In view of all the circumstances it cannot be held that negligence appears on the part of Thomas, as an agent of B. P. Kids, Inc. in failing, if he did, to instruct the members of the team to shout a warning when anyone was in the way. He had instructed them to throw the ball about 10 feet high in such a case, which would be sufficient in the ordinary case, and this is in accord with the usual and well-known practice. Quick play is expected, if not essential, in a warm-up period, a warning would not be necessary except in unusual cases and, viewed as a whole, we cannot regard the evidence as sufficiently substantial to have supported a finding of negligence. It may be observed, however, that in any event any possible finding of negligence would have applied only to the defendant B. P. Kids, Inc. as the employer of Thomas. It rather conclusively appears from the record that the appellant is not interested in obtaining any judgment against B. P. Kids, Inc., and that there is no evidence which would support a judgment against the Boys' Club of Buena Park. In view of the only evidence in the record with respect to negligence, the court was justified in finding that the appellant assumed the risk naturally involved in taking her position on this field of play.

With respect to Nutrilite Products, Inc. and Nutrilite Foundation, we find no evidence in the record which would have supported a finding that Miss Baker was an agent or employee of these corporations, or that either of these corporations had the right to control the activities of B. P. Kids, Inc. or, in turn, of Mr.
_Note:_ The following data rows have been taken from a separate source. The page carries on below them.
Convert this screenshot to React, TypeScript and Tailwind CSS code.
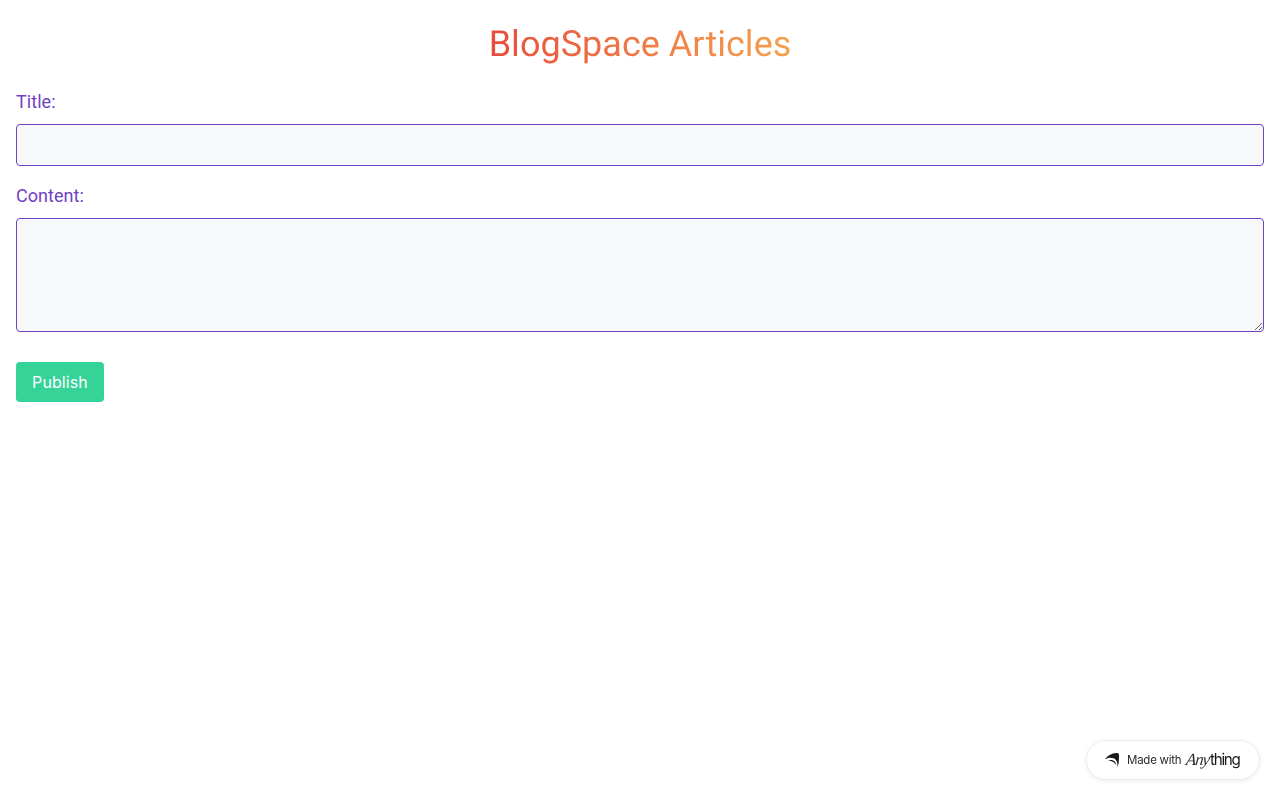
function AnythingBadge() {
  return (
    <a
      href="#"
      className="fixed right-5 bottom-5 flex h-10 w-[174px] items-center rounded-full border border-[#ececee] bg-white pl-[18px] shadow-[0_1px_4px_rgba(0,0,0,0.08)]"
    >
      <svg className="mr-[7px] h-[15px] w-[15px] shrink-0" viewBox="0 0 15 15" fill="#18191b">
        <path d="M0 6.300C2.400 2.800 6.500.3 11.600 0c1.500-.1 2.300.6 2.400 2 .2 4.300-.2 8.600-1.300 12.800C12.700 9.800 11.600 6.500 8.500 5.300 5.600 4.200 2.500 4.900 0 6.300Z" />
        <path d="M3.200 7.300C7.300 6 10.900 8 11.500 12.600 9.700 9.700 7 7.900 3.200 7.300Z" />
      </svg>
      <span className="w-[58px] shrink-0 font-['Inter',sans-serif] text-[11.500px] leading-4 tracking-[-0.25px] whitespace-nowrap text-[#2b2b30]">
        Made with
      </span>
      <span className="mb-0.5 flex items-baseline whitespace-nowrap text-[#18191b]">
        <span className="w-[24.500px] origin-bottom-left -skew-x-6 font-['Liberation_Serif',serif] text-[17px] leading-5 tracking-[-1.2px] text-[#303134] italic">
          Any
        </span>
        <span className="origin-left scale-x-95 font-['Inter',sans-serif] text-base leading-5 tracking-[-1.35px]">
          thing
        </span>
      </span>
    </a>
  );
}

export default function App() {
  return (
    <main className="min-h-screen bg-white p-4 font-['Roboto',sans-serif]">
      <header className="mt-2 mb-6 flex justify-center">
        <h1 className="bg-gradient-to-r from-[#e74c3c] to-[#f6a04d] bg-clip-text text-4xl tracking-[0.02px] text-transparent [text-rendering:geometricPrecision]">
          BlogSpace Articles
        </h1>
      </header>
      <form>
        <div className="mb-4">
          <label htmlFor="title" className="mb-2 block text-lg tracking-[0.05px] text-[#6f42c1]">
            Title:
          </label>
          <input
            id="title"
            type="text"
            className="block h-[42px] w-full rounded border border-[#6f42c1] bg-[#f7f8fa] p-2"
          />
        </div>
        <div className="mb-[30px]">
          <label htmlFor="content" className="mb-2 block text-lg tracking-[0.05px] text-[#6f42c1]">
            Content:
          </label>
          <textarea
            id="content"
            rows={4}
            className="block h-[114px] w-full rounded border border-[#6f42c1] bg-[#f7f8fa] p-2"
          />
        </div>
        <button
          type="button"
          className="h-10 w-[88px] rounded bg-[#36d399] text-center font-['Inter',sans-serif] text-base tracking-[0.1px] text-white"
        >
          Publish
        </button>
      </form>
      <AnythingBadge />
    </main>
  );
}
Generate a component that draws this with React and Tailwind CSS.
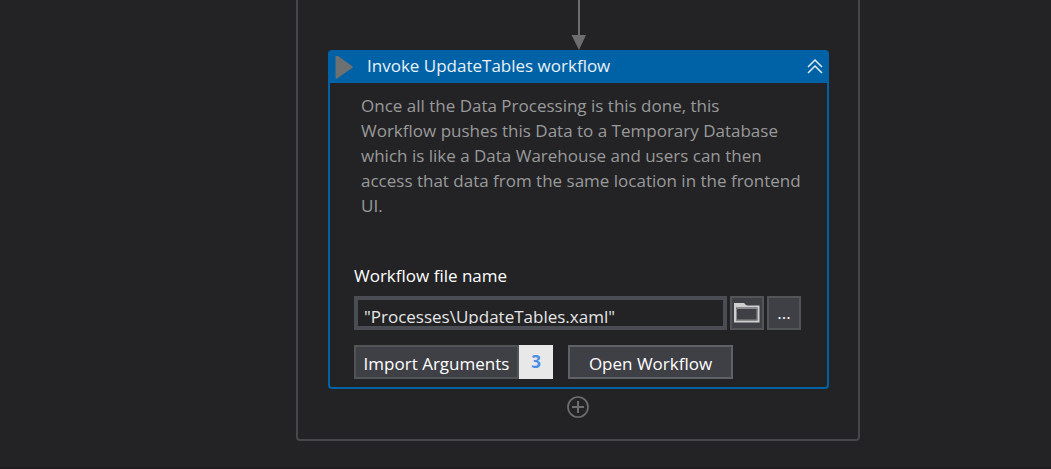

Thomas or of Miss Baker. [3] Aside from one piece of hearsay there is no evidence that either of these corporations had anything to do with the placing of the name "Nutrilite" on these uniforms, and [136 Cal. App. 2d 736] there is no evidence that the presence of that name gave them any right of control. If, as argued, the evidence justifies the inference that they must have known that this had been done and that they derived some advertising value therefrom, this was not sufficient to show that a right of control existed. The evidence conclusively shows that neither of these corporations furnished or paid for these uniforms. While there was evidence that Nutrilite Foundation was a substantial contributor to the civic program carried on by the B. P. Kids, Inc. it was only one of such contributors, and the fact that certain persons connected with these corporations at times took an interest in the civic activities being conducted by B. P. Kids, Inc. shows no more than a commendable interest on the part of those individuals in the youth activities of the community. All of these factors taken together fall far short of showing such a right of control over the activities of B. P. Kids, Inc., or of Miss Baker, as would be necessary in order to impose liability upon these corporations for anything that here occurred, under the doctrine of respondeat superior. If the contrary were to be held, under such facts as here appear, it would be unsafe for any individual or corporation to make contributions to any such charitable work or to permit any expression of appreciation coming from the recipients of the favor thus conferred. The evidence received was not sufficiently substantial to require the court to submit these various issues to the jury.

The judgment is affirmed.

Griffin, J., and Mussell, J., concurred.